Of course, the conflict between English and Spanish is especially complicated, given the connections to colonialism and imperialism. Though we typically think in terms of American/English imperialism with regard to Latin America (Monroe doctrine, anyone?), Espaillat is acutely aware that Spanish was also the language of invasion. Columbus never actually reached the mainland U.S.–he first set foot upon Hispaniola, the island now occupied by the Dominican Republic (and Haiti). Espaillat addresses Columbus directly in “Six of One,” but although she describes, bemusedly, his many errors and ultimate neglect, she can not quite condemn him outright. “Should you regret the trip? Well, that depends.”

The imperial and colonial legacy is also examined to wonderful effect in “Bra,” a poem that I love even more because it is one that I could never have written. In it, Espaillat works through the quandary of finding the perfect bra that happens to be made in Honduras. Here, she must weigh her needs and desires against her principles and ideals. Was the bra made in a sweat shop, using child labor? How do these practices undercut living conditions in the United States? Is it ethical to purchase such items? On the other hand, how would the Hondurans survive without the wages, however paltry, that they earn? A further complication stems from the connection she feels, knowing that the seamstress “speaks that language that I dream in,” i.e., Spanish.  I love the way Espaillat condenses the split personality of the American consumer: we want cheap stuff, but we don’t want to support the practices that result in cheap stuff. Or as Groucho might’ve put it, “I’d never buy anything that I could afford.”

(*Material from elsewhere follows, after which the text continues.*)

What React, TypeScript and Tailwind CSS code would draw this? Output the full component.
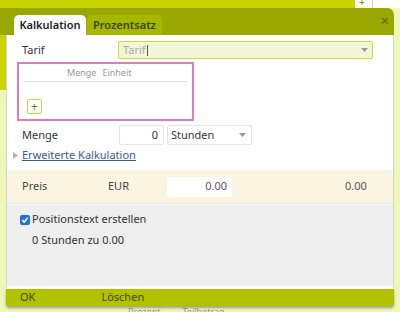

The poems in this book are, as I mentioned, generally formal. But while they are by no account elitist (as I hope I’ve shown), they do exhibit much of the precision and delicacy that is often used to discredit formal verse. Espaillat acknowledges as much in several poems. For example, “For Evan, Who Says I Am Too Tidy,” is on the surface a defense of ordinary neatness and organization; but it is also a defense of Espaillat’s poetic sensibility. “Tidy’s been blamed for everything we suffer,” and “tidy seldom goes where genius goes.” Ultimately, though, she embraces the label, noting that a solid consistency, and the commonplace tasks that consume our daily lives, is what connects us all. As with most formalists, Espaillat seems well aware of her tradition, and her debts are well acknowledged–directly through epigraphs or with a stylistic wink and nod. Several poems carry epigraphs from Dickinson, while others (including the introductory poem) are written in a style suggestive of Dickinson’s work. Others, such as “Poetry Reading” and the final “‘Why Publish?’” are reminiscent of the apologias of Herrick and the Cavaliers. I’m sure you can find echoes of Wilbur in there, too, if you look for it.

One final note. Where Horizons Go won the 1998 T.S. Eliot Prize from Truman State. Espaillat was born in 1932, according to the bio on the fly sheet. That means she was more than 65 when it was published (there is a delightful poem about being 65 years old, but I can’t say for sure that the speaker is the poet in this case). The book bio says nothing about an earlier book, though I did find mention of another one published in 1992, though it seems rather obscure. In any case, this arguably marked her debut into the broader poetry community. I find it remarkable, and encouraging, that she was just hitting her stride after six decades. Perhaps that’s why many of these poems speak with such unruffled wisdom and compassion. I hope I can achieve the same in my time.